Le cinéaste cherche également à éclairer certaines zones d’ombre du premier volet avec lequel il effectue la presque parfaite filiation. Mais à vouloir tenter d’expliquer le fonctionnement de son microcosme, la fin s’égare lors d’errements métaphysiques et spirituels qui assombrissent davantage le tableau. Si le propos a le mérite de renouveler l’intérêt de cette séquelle, celle-ci se noie néanmoins dans des flots d’hémoglobine et s’égare dans la confusion avec ces règlements de comptes à couteaux tirés qui n’étaient pas toujours nécessaires. Pour espérer s’en sortir et manger à leur faim, la jolie brune revêche accompagnée d’un ogre dévoreur de calzone devront s’entre-aider et porter la révolution sociale du haut vers le bas selon l’ordre de marche de l’ascenseur. Il s’agira de tenter de renverser l’ordre établi, car il apparaît bien vite évident que l’utopie sera de courte durée face à l’animosité de l’homme et son incapacité à partager équitablement les ressources.

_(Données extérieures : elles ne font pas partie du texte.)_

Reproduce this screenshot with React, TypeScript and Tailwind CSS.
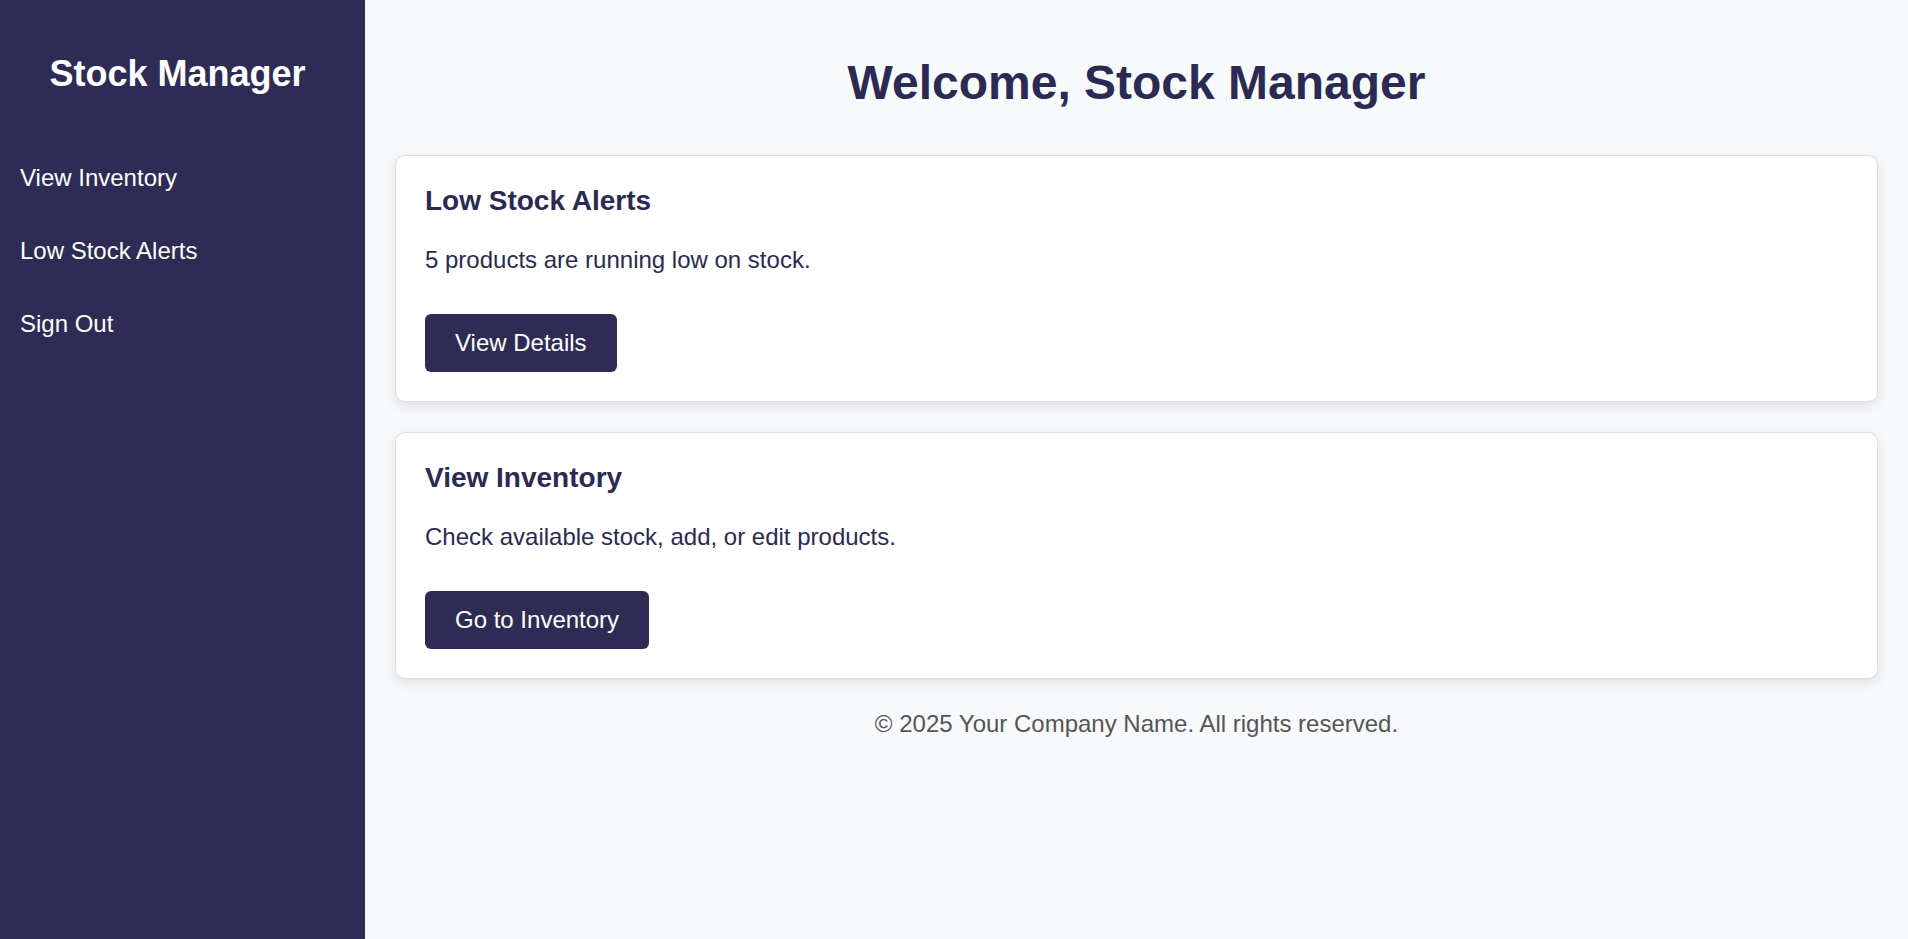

Phagocytée par ses propres règles, l’utopie tyrannique se heurte fatalement à ses propres limites, surtout quand le turn over imposé charrie sans arrêt de nouveaux résidents, que les faux prophètes doivent évangéliser ou bien châtier avec sévérité. La plateforme est alors pervertie et détournée de son utilisation première (nourrir et rassembler) pour être utilisée comme un instrument de mort. Une guillotine qui enlève les principaux attributs de ses occupants qui n’ont même plus leurs yeux pour pleurer. Gageons qu’en cas de suite, La Plateforme puisse encore nous offrir de solides arguments à se mettre sous la dent, plus qu’une profusion de viscères et de sang.